Alright. Sorry about that title. Nose might as well get real UI elements. I don’t think it’s that hard, is it? Just make them like you do parameters, just floating on the screen. Who knows.
Yeah that might be the best solution, we’ll look at it at some point. The only issue is that they would not respond to graphics state like anything else, and would always sit in screen coordinates.
That’s onoying. In the mean time, I’ll work on either a vector (loke using circles and squares) UI or keep advancing my sprite pack. I think I’ll end up doing a vector UI. Atleast until custom sprite packs come.
Just to let you guys know - I’m changing this to basically being iOS build in graphic goodies that you can’t access from Codea, not UI elements.
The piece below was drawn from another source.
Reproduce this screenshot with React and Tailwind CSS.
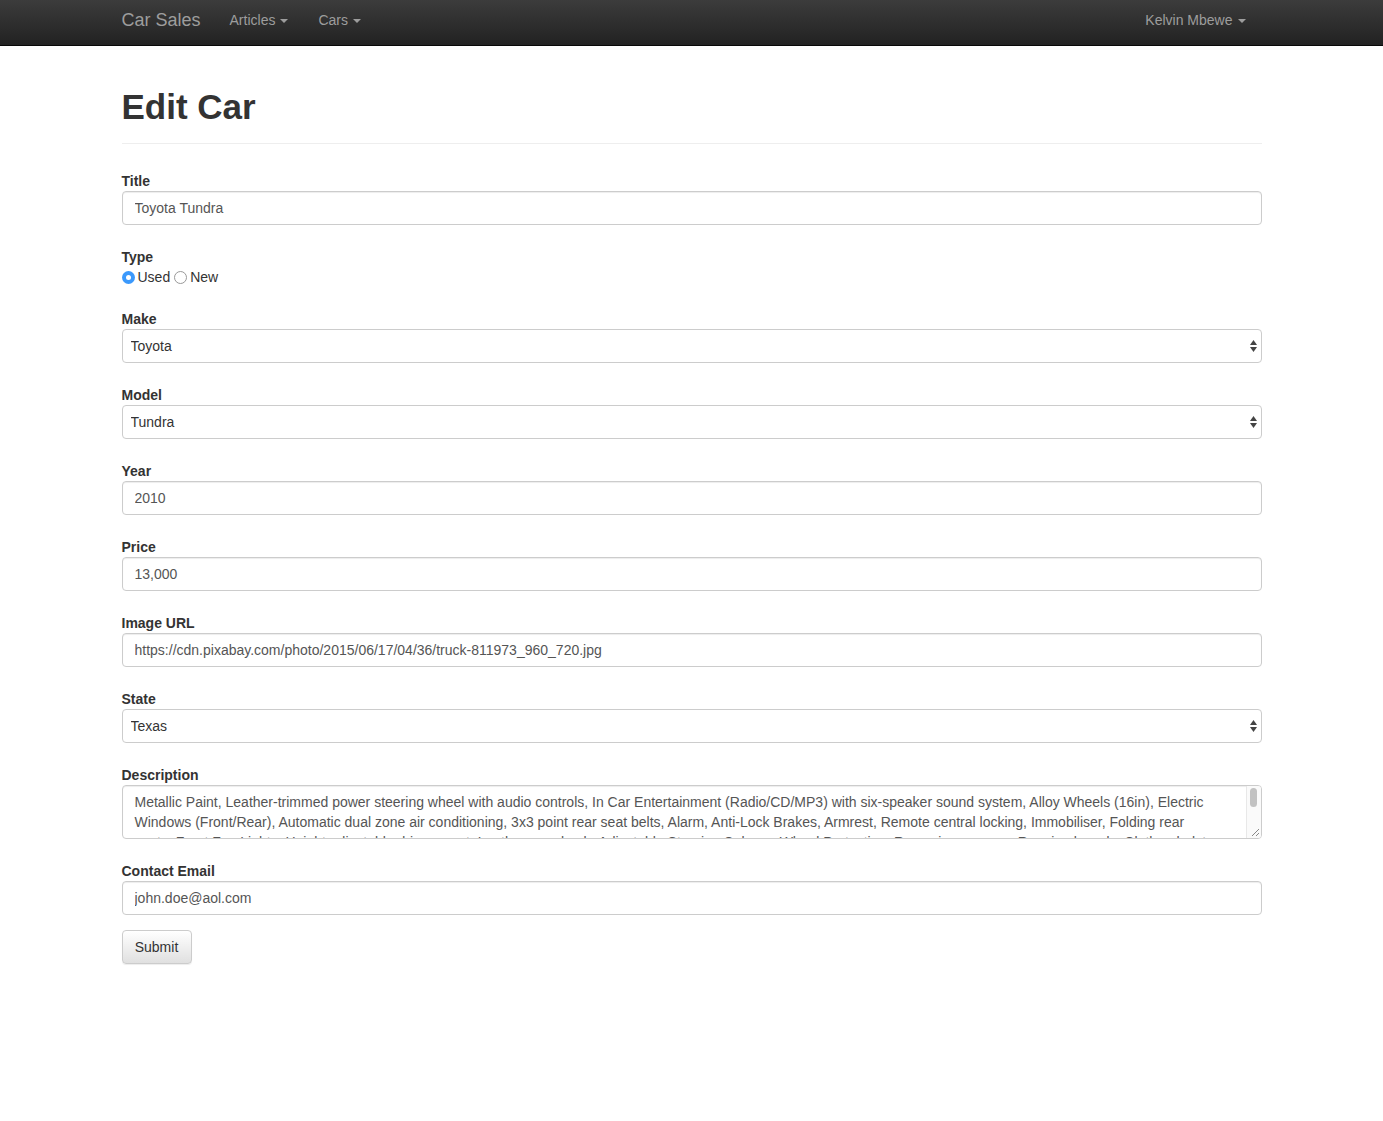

I will be making portable UI elements and also vector UI elements. This is just a heads up.
I’ve gotten a lot of things done. I’m almost done with the iOS goodies (not UI elements any more) renaming them, getting rid of duplicates, and getting rid of stupid unused graphics. The other thing I’ve done is that I’m almost done with a Codea portable UI. It’s basically what I think Codea’s full UI would look like if they added it. I’ll also include an SVG format (I created it in vector format) and .intaglio file so you guys can mess around with it. This portable UI will basically have almost all the iOS UI elements. I hope you guys will like it.